STEELERS 21, PATRIOTS 10 _ ** No one ever again wants to hear about Bengals kicker Neil Rackers' footing problems.
Not after Patriots kicker Adam Vinatieri had the greatest New England sports moment on ice since Bobby Orr's overtime goal gave the Bruins the 1970 Stanley Cup on last week's 45-yard field goal in the snow that forced overtime and put the Patriots here.
But Bill Buckner and Bucky Dent and Bill Laimbeer live. New England's ride is over. The only matchup that looks to be favorable for the Pats against Pittsburgh is Vinatieri against the very shaky Kris Brown.

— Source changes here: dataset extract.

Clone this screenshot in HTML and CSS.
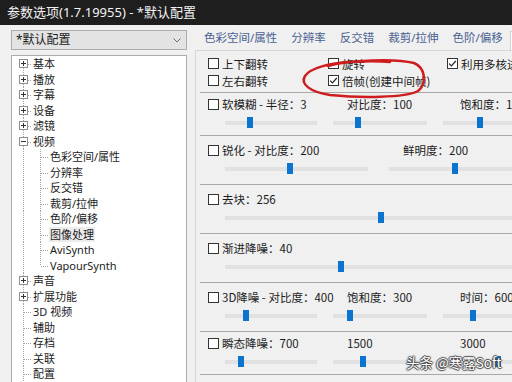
FILE: index.html
```html
<!DOCTYPE html>
<html lang="zh-CN">
<head>
<meta charset="utf-8">
<title>参数选项</title>
<link rel="stylesheet" href="styles.css">
</head>
<body>
<div class="window">
  <div class="titlebar">参数选项(1.7.19955) - *默认配置</div>
  <div class="client">
    <aside class="sidebar">
      <div class="combo"><span>*默认配置</span><svg class="chev" width="8" height="5" viewBox="0 0 8 5"><polyline points="0.5,0.5 4,4 7.5,0.5" fill="none" stroke="#6a6a6a" stroke-width="1"/></svg></div>
      <ul class="tree">
        <li class="node first"><svg class="exp" viewBox="0 0 9 9"><rect x=".5" y=".5" width="8" height="8" fill="#fff" stroke="#8e8f8f"/><path d="M2 4.5h5M4.5 2v5" stroke="#333"/></svg>基本</li>
        <li class="node"><svg class="exp" viewBox="0 0 9 9"><rect x=".5" y=".5" width="8" height="8" fill="#fff" stroke="#8e8f8f"/><path d="M2 4.5h5M4.5 2v5" stroke="#333"/></svg>播放</li>
        <li class="node"><svg class="exp" viewBox="0 0 9 9"><rect x=".5" y=".5" width="8" height="8" fill="#fff" stroke="#8e8f8f"/><path d="M2 4.5h5M4.5 2v5" stroke="#333"/></svg>字幕</li>
        <li class="node"><svg class="exp" viewBox="0 0 9 9"><rect x=".5" y=".5" width="8" height="8" fill="#fff" stroke="#8e8f8f"/><path d="M2 4.5h5M4.5 2v5" stroke="#333"/></svg>设备</li>
        <li class="node"><svg class="exp" viewBox="0 0 9 9"><rect x=".5" y=".5" width="8" height="8" fill="#fff" stroke="#8e8f8f"/><path d="M2 4.5h5M4.5 2v5" stroke="#333"/></svg>滤镜</li>
        <li class="node"><svg class="exp" viewBox="0 0 9 9"><rect x=".5" y=".5" width="8" height="8" fill="#fff" stroke="#8e8f8f"/><path d="M2 4.5h5" stroke="#333"/></svg>视频</li>
        <li class="node child">色彩空间/属性</li>
        <li class="node child">分辨率</li>
        <li class="node child">反交错</li>
        <li class="node child">裁剪/拉伸</li>
        <li class="node child">色阶/偏移</li>
        <li class="node child"><span class="sel">图像处理</span></li>
        <li class="node child">AviSynth</li>
        <li class="node child lastchild">VapourSynth</li>
        <li class="node"><svg class="exp" viewBox="0 0 9 9"><rect x=".5" y=".5" width="8" height="8" fill="#fff" stroke="#8e8f8f"/><path d="M2 4.5h5M4.5 2v5" stroke="#333"/></svg>声音</li>
        <li class="node"><svg class="exp" viewBox="0 0 9 9"><rect x=".5" y=".5" width="8" height="8" fill="#fff" stroke="#8e8f8f"/><path d="M2 4.5h5M4.5 2v5" stroke="#333"/></svg>扩展功能</li>
        <li class="node">3D 视频</li>
        <li class="node">辅助</li>
        <li class="node">存档</li>
        <li class="node">关联</li>
        <li class="node">配置</li>
      </ul>
    </aside>
    <main class="panel">
      <nav class="tabs">
        <span class="tab">色彩空间/属性</span>
        <span class="tab">分辨率</span>
        <span class="tab">反交错</span>
        <span class="tab">裁剪/拉伸</span>
        <span class="tab">色阶/偏移</span>
        <span class="tab active">图像处理</span>
      </nav>
      <div class="page">
        <section class="sec toggles">
          <label class="chk"><svg class="box" viewBox="0 0 11 11"><rect x=".5" y=".5" width="10" height="10" fill="#fff" stroke="#333"/></svg>上下翻转</label>
          <label class="chk"><svg class="box" viewBox="0 0 11 11"><rect x=".5" y=".5" width="10" height="10" fill="#fff" stroke="#333"/></svg>旋转</label>
          <label class="chk"><svg class="box" viewBox="0 0 11 11"><rect x=".5" y=".5" width="10" height="10" fill="#fff" stroke="#333"/><path d="M2.2 5.6 4.4 7.8 8.8 3" fill="none" stroke="#222" stroke-width="1.2"/></svg>利用多核进行处理</label>
          <label class="chk"><svg class="box" viewBox="0 0 11 11"><rect x=".5" y=".5" width="10" height="10" fill="#fff" stroke="#333"/></svg>左右翻转</label>
          <label class="chk"><svg class="box" viewBox="0 0 11 11"><rect x=".5" y=".5" width="10" height="10" fill="#fff" stroke="#333"/><path d="M2.2 5.6 4.4 7.8 8.8 3" fill="none" stroke="#222" stroke-width="1.2"/></svg>倍帧(创建中间帧)</label>
        </section>

        <section class="sec short">
          <div class="lbls">
            <label class="chk col-a"><svg class="box" viewBox="0 0 11 11"><rect x=".5" y=".5" width="10" height="10" fill="#fff" stroke="#333"/></svg>软模糊 - 半径：3</label>
            <span class="col-b">对比度：100</span>
            <span>饱和度：100</span>
          </div>
          <div class="sliders">
            <div class="trk t92"><i class="thumb" style="left:22px"></i></div>
            <div class="trk t94"><i class="thumb" style="left:22px"></i></div>
            <div class="trk t94"><i class="thumb" style="left:34px"></i></div>
          </div>
        </section>

        <section class="sec">
          <div class="lbls">
            <label class="chk col-wide"><svg class="box" viewBox="0 0 11 11"><rect x=".5" y=".5" width="10" height="10" fill="#fff" stroke="#333"/></svg>锐化 - 对比度：200</label>
            <span>鲜明度：200</span>
          </div>
          <div class="sliders wide-gap">
            <div class="trk t143"><i class="thumb" style="left:62px"></i></div>
            <div class="trk grow"><i class="thumb" style="left:63px"></i></div>
          </div>
        </section>

        <section class="sec">
          <div class="lbls">
            <label class="chk"><svg class="box" viewBox="0 0 11 11"><rect x=".5" y=".5" width="10" height="10" fill="#fff" stroke="#333"/></svg>去块：256</label>
          </div>
          <div class="sliders">
            <div class="trk grow"><i class="thumb" style="left:153px"></i></div>
          </div>
        </section>

        <section class="sec">
          <div class="lbls">
            <label class="chk"><svg class="box" viewBox="0 0 11 11"><rect x=".5" y=".5" width="10" height="10" fill="#fff" stroke="#333"/></svg>渐进降噪：40</label>
          </div>
          <div class="sliders">
            <div class="trk grow"><i class="thumb" style="left:113px"></i></div>
          </div>
        </section>

        <section class="sec">
          <div class="lbls">
            <label class="chk col-a"><svg class="box" viewBox="0 0 11 11"><rect x=".5" y=".5" width="10" height="10" fill="#fff" stroke="#333"/></svg>3D降噪 - 对比度：400</label>
            <span class="col-b">饱和度：300</span>
            <span>时间：600</span>
          </div>
          <div class="sliders">
            <div class="trk t92"><i class="thumb" style="left:18px"></i></div>
            <div class="trk t94"><i class="thumb" style="left:14px"></i></div>
            <div class="trk t94"><i class="thumb" style="left:27px"></i></div>
          </div>
        </section>

        <section class="sec short">
          <div class="lbls">
            <label class="chk col-a"><svg class="box" viewBox="0 0 11 11"><rect x=".5" y=".5" width="10" height="10" fill="#fff" stroke="#333"/></svg>瞬态降噪：700</label>
            <span class="col-b">1500</span>
            <span>3000</span>
          </div>
          <div class="sliders">
            <div class="trk t92"><i class="thumb" style="left:13px"></i></div>
            <div class="trk t94"><i class="thumb" style="left:27px"></i></div>
            <div class="trk t94"><i class="thumb" style="left:52px"></i></div>
          </div>
        </section>

        <section class="sec">
          <div class="lbls">
            <label class="chk col-wide"><svg class="box" viewBox="0 0 11 11"><rect x=".5" y=".5" width="10" height="10" fill="#fff" stroke="#333"/></svg>时域降噪 - 强度：300</label>
            <span>阈值：100</span>
          </div>
        </section>
      </div>
    </main>
  </div>
  <svg class="annot" width="512" height="382" viewBox="0 0 512 382">
    <path d="M328 66 C 350 60, 395 58, 414 63 C 426 68, 427 84, 418 91 C 405 98, 360 98, 330 95 C 310 92, 300 84, 305 76 C 310 68, 330 63, 350 62 C 365 61, 380 61, 390 62" fill="none" stroke="#cf1d1f" stroke-width="2.5" stroke-linecap="round"/>
  </svg>
  <div class="watermark">头条 @寒露Soft</div>
</div>
</body>
</html>
```

FILE: styles.css
```css
* {
  box-sizing: border-box;
  margin: 0;
  padding: 0;
}

body {
  margin: 0;
  background: #f0f0f0;
  font-family: "Noto Sans", "Noto Sans CJK SC", sans-serif;
  color: #1c1c1c;
}

.window {
  position: relative;
  width: 512px;
  height: 382px;
  overflow: hidden;
  background: #f0f0f0;
}

.titlebar {
  height: 25px;
  background: #1e1e1e;
  color: #f2f2f2;
  font-size: 13px;
  line-height: 25px;
  padding-left: 7px;
  white-space: nowrap;
}

.client {
  display: flex;
  height: 357px;
}

/* ---------- left side ---------- */
.sidebar {
  width: 195px;
  flex: none;
  padding: 5px 0 0 11px;
}

.combo {
  width: 176px;
  height: 20px;
  background: #e3e3e3;
  border: 1px solid #adadad;
  display: flex;
  align-items: center;
  justify-content: space-between;
  padding: 0 5px 0 4px;
  font-size: 12px;
  line-height: 18px;
}

.chev {
  display: block;
}

.tree {
  list-style: none;
  margin-top: 5px;
  width: 176px;
  height: 420px;
  background: #fff;
  border: 1px solid #aaacb0;
  font-size: 11px;
}

.node {
  position: relative;
  height: 15.5px;
  line-height: 15.5px;
  padding-left: 21px;
  white-space: nowrap;
}

.node::before {
  content: "";
  position: absolute;
  left: 11px;
  top: 0;
  bottom: 0;
  width: 1px;
  background: repeating-linear-gradient(to bottom, #a3a3a3 0 1px, transparent 1px 2px);
}

.node::after {
  content: "";
  position: absolute;
  left: 12px;
  top: 8px;
  width: 7px;
  height: 1px;
  background: repeating-linear-gradient(to right, #a3a3a3 0 1px, transparent 1px 2px);
}

.node.first::before {
  top: 8px;
}

.exp {
  position: absolute;
  z-index: 1;
  left: 7px;
  top: 3px;
  width: 9px;
  height: 9px;
}

.node.child {
  padding-left: 38px;
  background-image: repeating-linear-gradient(to bottom, #a3a3a3 0 1px, transparent 1px 2px);
  background-size: 1px 100%;
  background-position: 11px 0;
  background-repeat: no-repeat;
}

.node.child::before {
  left: 28px;
}

.node.child::after {
  left: 29px;
}

.node.lastchild::before {
  bottom: auto;
  height: 8px;
}

.sel {
  background: #ececec;
  padding: 0 1px;
  margin-left: -1px;
}

/* ---------- right side ---------- */
.panel {
  flex: 1;
  min-width: 0;
  overflow: hidden;
}

.tabs {
  display: flex;
  height: 25px;
  padding-left: 2px;
  font-size: 11.5px;
  color: #4a6190;
  white-space: nowrap;
}

.tab {
  padding: 0 7px;
  line-height: 25px;
  flex: none;
}

.tab.active {
  margin-top: 6px;
  line-height: 18px;
  background: #fbfbfb;
  border: 1px solid #d4d4d4;
  border-bottom: none;
  color: #1c1c1c;
}

.page {
  width: 420px;
  border-top: 1px solid #d6d6d6;
  border-left: 1px solid #d6d6d6;
  font-family: "Noto Sans CJK SC", sans-serif;
  font-size: 11.5px;
}

.sec {
  margin-left: 4px;
  height: 49px;
  padding: 6px 0 4px;
  border-bottom: 1px solid #a9a9a9;
}

.sec.short {
  height: 43px;
  padding: 3px 0 1px;
}

.sec.toggles {
  height: 42px;
  padding: 4px 0 0 8px;
  display: grid;
  grid-template-columns: 120px 119px auto;
  grid-auto-rows: 17px;
  align-items: center;
}

.lbls {
  display: flex;
  align-items: center;
  height: 16px;
  padding-left: 8px;
  white-space: nowrap;
}

.chk {
  display: flex;
  align-items: center;
  gap: 3px;
  white-space: nowrap;
}

.box {
  width: 11px;
  height: 11px;
  flex: none;
}

.col-a {
  width: 139px;
  flex: none;
}

.col-b {
  width: 113px;
  flex: none;
}

.col-wide {
  width: 195px;
  flex: none;
}

.sliders {
  display: flex;
  align-items: center;
  gap: 16px;
  height: 22px;
  padding-left: 25px;
}

.sliders.wide-gap {
  gap: 21px;
}

.trk {
  position: relative;
  height: 4px;
  background: #e1e1e1;
  flex: none;
}

.t92 { width: 92px; }
.t94 { width: 94px; }
.t143 { width: 143px; }
.trk.grow { flex: 1; }

.thumb {
  position: absolute;
  top: -4px;
  width: 6px;
  height: 11px;
  background: #0a74d0;
}

/* ---------- overlays ---------- */
.annot {
  position: absolute;
  left: 0;
  top: 0;
  pointer-events: none;
}

.watermark {
  position: absolute;
  left: 406px;
  top: 353px;
  font-family: "Noto Sans CJK SC", sans-serif;
  font-size: 13.5px;
  line-height: 18px;
  color: #fff;
  white-space: nowrap;
  text-shadow: 1px 0 1px #444, -1px 0 1px #444, 0 1px 1px #444, 0 -1px 1px #444;
}
```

Patriots quarterback Tom Brady has been great in his Earl Morrall job in relief of Drew Bledsoe, but a young quarterback never looks good in his first look at the Steelers' 3-4 zone blitz. Even the Ravens acted as if they were trying to decipher a James Bond top secret code. And it was their third time playing against it this year and second time in a month.
New England's very average (19th-ranked) offense needs to win the battle of field position, which is virtually impossible against the NFL's top-ranked running game and top-ranked defense
The Steelers' offense might not chew up big numbers against a steady, veteran defense. But the Patriots won't get their hands on the ball very often and don't have the punch to go a point a minute.
At an average of 34:10 a game, Pittsburgh keeps the ball longer than Cal Ripken.
The big matchup? The Patriots' offensive line is lacking the experienced, athletic tackles you need to fend off the tag team of Joey Porter and Jason Gildon rushing from the outside with a combined 21 sacks.
The Pats gave up 46 sacks this season, nearly eight over the league average, while the Steelers rang up a NFL-best 55.